**Written instruction**
Output the material below unchanged, apart from leaving out the pictures.

[start]

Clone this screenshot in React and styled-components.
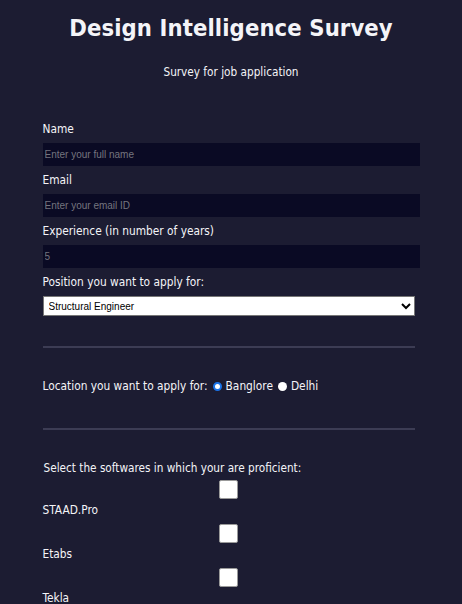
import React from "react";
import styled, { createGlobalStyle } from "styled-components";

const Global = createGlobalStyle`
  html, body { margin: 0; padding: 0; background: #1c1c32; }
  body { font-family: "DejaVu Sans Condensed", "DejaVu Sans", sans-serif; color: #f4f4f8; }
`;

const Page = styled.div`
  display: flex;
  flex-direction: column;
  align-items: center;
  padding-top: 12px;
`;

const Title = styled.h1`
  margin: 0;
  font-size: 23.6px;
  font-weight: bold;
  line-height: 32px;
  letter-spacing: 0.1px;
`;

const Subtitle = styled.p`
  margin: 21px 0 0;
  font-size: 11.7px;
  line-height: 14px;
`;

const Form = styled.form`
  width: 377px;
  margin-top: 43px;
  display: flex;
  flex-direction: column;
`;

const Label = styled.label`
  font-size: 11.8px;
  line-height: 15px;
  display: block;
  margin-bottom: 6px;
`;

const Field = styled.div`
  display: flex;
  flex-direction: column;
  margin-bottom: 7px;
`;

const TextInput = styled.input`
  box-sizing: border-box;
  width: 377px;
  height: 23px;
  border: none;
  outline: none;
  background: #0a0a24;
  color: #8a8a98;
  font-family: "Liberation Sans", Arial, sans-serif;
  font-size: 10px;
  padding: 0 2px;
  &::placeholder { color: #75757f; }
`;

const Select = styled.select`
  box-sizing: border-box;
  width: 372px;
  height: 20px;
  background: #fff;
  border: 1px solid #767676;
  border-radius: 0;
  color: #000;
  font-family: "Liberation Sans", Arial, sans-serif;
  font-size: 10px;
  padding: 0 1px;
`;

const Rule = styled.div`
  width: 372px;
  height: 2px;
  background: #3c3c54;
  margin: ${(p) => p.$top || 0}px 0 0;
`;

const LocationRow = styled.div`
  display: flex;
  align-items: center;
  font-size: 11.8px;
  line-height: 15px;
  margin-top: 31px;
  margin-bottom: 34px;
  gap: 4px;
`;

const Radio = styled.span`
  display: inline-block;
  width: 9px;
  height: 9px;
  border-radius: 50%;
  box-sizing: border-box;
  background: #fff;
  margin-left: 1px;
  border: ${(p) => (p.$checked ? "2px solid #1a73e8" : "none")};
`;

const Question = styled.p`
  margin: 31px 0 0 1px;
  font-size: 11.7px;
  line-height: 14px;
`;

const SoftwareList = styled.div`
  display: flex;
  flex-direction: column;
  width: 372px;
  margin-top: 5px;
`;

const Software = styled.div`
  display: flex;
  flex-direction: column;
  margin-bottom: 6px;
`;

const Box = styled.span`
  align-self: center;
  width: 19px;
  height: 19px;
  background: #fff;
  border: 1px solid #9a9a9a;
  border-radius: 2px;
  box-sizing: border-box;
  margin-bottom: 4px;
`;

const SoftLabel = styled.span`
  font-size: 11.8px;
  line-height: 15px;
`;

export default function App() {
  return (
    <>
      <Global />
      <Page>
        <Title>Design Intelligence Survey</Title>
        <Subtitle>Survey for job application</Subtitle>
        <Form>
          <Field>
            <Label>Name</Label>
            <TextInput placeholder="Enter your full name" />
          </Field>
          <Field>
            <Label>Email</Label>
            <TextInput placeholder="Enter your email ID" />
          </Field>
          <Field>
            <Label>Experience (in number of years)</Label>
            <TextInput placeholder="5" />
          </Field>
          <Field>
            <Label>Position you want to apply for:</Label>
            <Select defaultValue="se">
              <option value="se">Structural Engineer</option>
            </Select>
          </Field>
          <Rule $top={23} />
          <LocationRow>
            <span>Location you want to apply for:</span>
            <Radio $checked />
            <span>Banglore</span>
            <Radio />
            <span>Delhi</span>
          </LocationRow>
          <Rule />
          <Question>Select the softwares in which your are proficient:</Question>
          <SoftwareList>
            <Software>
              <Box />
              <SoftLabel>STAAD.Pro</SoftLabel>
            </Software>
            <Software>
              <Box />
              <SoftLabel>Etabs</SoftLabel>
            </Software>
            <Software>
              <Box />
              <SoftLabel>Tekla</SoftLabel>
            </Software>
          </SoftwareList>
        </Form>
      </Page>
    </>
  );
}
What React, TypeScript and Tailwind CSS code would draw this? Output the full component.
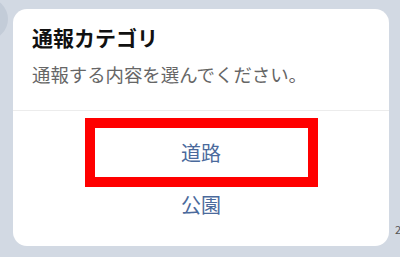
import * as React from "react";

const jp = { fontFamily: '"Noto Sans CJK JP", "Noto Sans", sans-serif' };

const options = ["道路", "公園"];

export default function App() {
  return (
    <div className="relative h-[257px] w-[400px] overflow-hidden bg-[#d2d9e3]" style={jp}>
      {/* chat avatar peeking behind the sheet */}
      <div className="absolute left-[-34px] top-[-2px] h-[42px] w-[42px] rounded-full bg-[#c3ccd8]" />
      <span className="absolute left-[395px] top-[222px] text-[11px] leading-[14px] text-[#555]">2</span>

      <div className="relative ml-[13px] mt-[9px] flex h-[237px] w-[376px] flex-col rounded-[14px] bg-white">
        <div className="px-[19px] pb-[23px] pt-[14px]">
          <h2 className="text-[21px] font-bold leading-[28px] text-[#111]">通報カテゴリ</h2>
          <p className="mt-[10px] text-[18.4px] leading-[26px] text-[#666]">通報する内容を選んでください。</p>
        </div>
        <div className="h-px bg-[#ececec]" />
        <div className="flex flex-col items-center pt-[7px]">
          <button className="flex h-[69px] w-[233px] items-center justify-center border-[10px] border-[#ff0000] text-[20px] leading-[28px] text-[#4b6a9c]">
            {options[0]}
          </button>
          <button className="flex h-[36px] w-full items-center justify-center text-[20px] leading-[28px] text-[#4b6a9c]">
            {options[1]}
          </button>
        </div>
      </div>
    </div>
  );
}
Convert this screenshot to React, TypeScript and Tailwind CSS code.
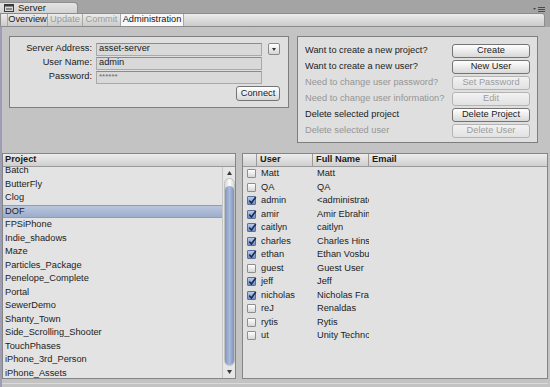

[end]

**Worked answer**
Clone this screenshot in React and styled-components.
import React from "react";
import styled, { createGlobalStyle } from "styled-components";

const Global = createGlobalStyle`
  html, body { margin: 0; padding: 0; background: #1c1c32; }
  body { font-family: "DejaVu Sans Condensed", "DejaVu Sans", sans-serif; color: #f4f4f8; }
`;

const Page = styled.div`
  display: flex;
  flex-direction: column;
  align-items: center;
  padding-top: 12px;
`;

const Title = styled.h1`
  margin: 0;
  font-size: 23.6px;
  font-weight: bold;
  line-height: 32px;
  letter-spacing: 0.1px;
`;

const Subtitle = styled.p`
  margin: 21px 0 0;
  font-size: 11.7px;
  line-height: 14px;
`;

const Form = styled.form`
  width: 377px;
  margin-top: 43px;
  display: flex;
  flex-direction: column;
`;

const Label = styled.label`
  font-size: 11.8px;
  line-height: 15px;
  display: block;
  margin-bottom: 6px;
`;

const Field = styled.div`
  display: flex;
  flex-direction: column;
  margin-bottom: 7px;
`;

const TextInput = styled.input`
  box-sizing: border-box;
  width: 377px;
  height: 23px;
  border: none;
  outline: none;
  background: #0a0a24;
  color: #8a8a98;
  font-family: "Liberation Sans", Arial, sans-serif;
  font-size: 10px;
  padding: 0 2px;
  &::placeholder { color: #75757f; }
`;

const Select = styled.select`
  box-sizing: border-box;
  width: 372px;
  height: 20px;
  background: #fff;
  border: 1px solid #767676;
  border-radius: 0;
  color: #000;
  font-family: "Liberation Sans", Arial, sans-serif;
  font-size: 10px;
  padding: 0 1px;
`;

const Rule = styled.div`
  width: 372px;
  height: 2px;
  background: #3c3c54;
  margin: ${(p) => p.$top || 0}px 0 0;
`;

const LocationRow = styled.div`
  display: flex;
  align-items: center;
  font-size: 11.8px;
  line-height: 15px;
  margin-top: 31px;
  margin-bottom: 34px;
  gap: 4px;
`;

const Radio = styled.span`
  display: inline-block;
  width: 9px;
  height: 9px;
  border-radius: 50%;
  box-sizing: border-box;
  background: #fff;
  margin-left: 1px;
  border: ${(p) => (p.$checked ? "2px solid #1a73e8" : "none")};
`;

const Question = styled.p`
  margin: 31px 0 0 1px;
  font-size: 11.7px;
  line-height: 14px;
`;

const SoftwareList = styled.div`
  display: flex;
  flex-direction: column;
  width: 372px;
  margin-top: 5px;
`;

const Software = styled.div`
  display: flex;
  flex-direction: column;
  margin-bottom: 6px;
`;

const Box = styled.span`
  align-self: center;
  width: 19px;
  height: 19px;
  background: #fff;
  border: 1px solid #9a9a9a;
  border-radius: 2px;
  box-sizing: border-box;
  margin-bottom: 4px;
`;

const SoftLabel = styled.span`
  font-size: 11.8px;
  line-height: 15px;
`;

export default function App() {
  return (
    <>
      <Global />
      <Page>
        <Title>Design Intelligence Survey</Title>
        <Subtitle>Survey for job application</Subtitle>
        <Form>
          <Field>
            <Label>Name</Label>
            <TextInput placeholder="Enter your full name" />
          </Field>
          <Field>
            <Label>Email</Label>
            <TextInput placeholder="Enter your email ID" />
          </Field>
          <Field>
            <Label>Experience (in number of years)</Label>
            <TextInput placeholder="5" />
          </Field>
          <Field>
            <Label>Position you want to apply for:</Label>
            <Select defaultValue="se">
              <option value="se">Structural Engineer</option>
            </Select>
          </Field>
          <Rule $top={23} />
          <LocationRow>
            <span>Location you want to apply for:</span>
            <Radio $checked />
            <span>Banglore</span>
            <Radio />
            <span>Delhi</span>
          </LocationRow>
          <Rule />
          <Question>Select the softwares in which your are proficient:</Question>
          <SoftwareList>
            <Software>
              <Box />
              <SoftLabel>STAAD.Pro</SoftLabel>
            </Software>
            <Software>
              <Box />
              <SoftLabel>Etabs</SoftLabel>
            </Software>
            <Software>
              <Box />
              <SoftLabel>Tekla</SoftLabel>
            </Software>
          </SoftwareList>
        </Form>
      </Page>
    </>
  );
}
What React, TypeScript and Tailwind CSS code would draw this? Output the full component.
import * as React from "react";

const jp = { fontFamily: '"Noto Sans CJK JP", "Noto Sans", sans-serif' };

const options = ["道路", "公園"];

export default function App() {
  return (
    <div className="relative h-[257px] w-[400px] overflow-hidden bg-[#d2d9e3]" style={jp}>
      {/* chat avatar peeking behind the sheet */}
      <div className="absolute left-[-34px] top-[-2px] h-[42px] w-[42px] rounded-full bg-[#c3ccd8]" />
      <span className="absolute left-[395px] top-[222px] text-[11px] leading-[14px] text-[#555]">2</span>

      <div className="relative ml-[13px] mt-[9px] flex h-[237px] w-[376px] flex-col rounded-[14px] bg-white">
        <div className="px-[19px] pb-[23px] pt-[14px]">
          <h2 className="text-[21px] font-bold leading-[28px] text-[#111]">通報カテゴリ</h2>
          <p className="mt-[10px] text-[18.4px] leading-[26px] text-[#666]">通報する内容を選んでください。</p>
        </div>
        <div className="h-px bg-[#ececec]" />
        <div className="flex flex-col items-center pt-[7px]">
          <button className="flex h-[69px] w-[233px] items-center justify-center border-[10px] border-[#ff0000] text-[20px] leading-[28px] text-[#4b6a9c]">
            {options[0]}
          </button>
          <button className="flex h-[36px] w-full items-center justify-center text-[20px] leading-[28px] text-[#4b6a9c]">
            {options[1]}
          </button>
        </div>
      </div>
    </div>
  );
}
Convert this screenshot to React, TypeScript and Tailwind CSS code.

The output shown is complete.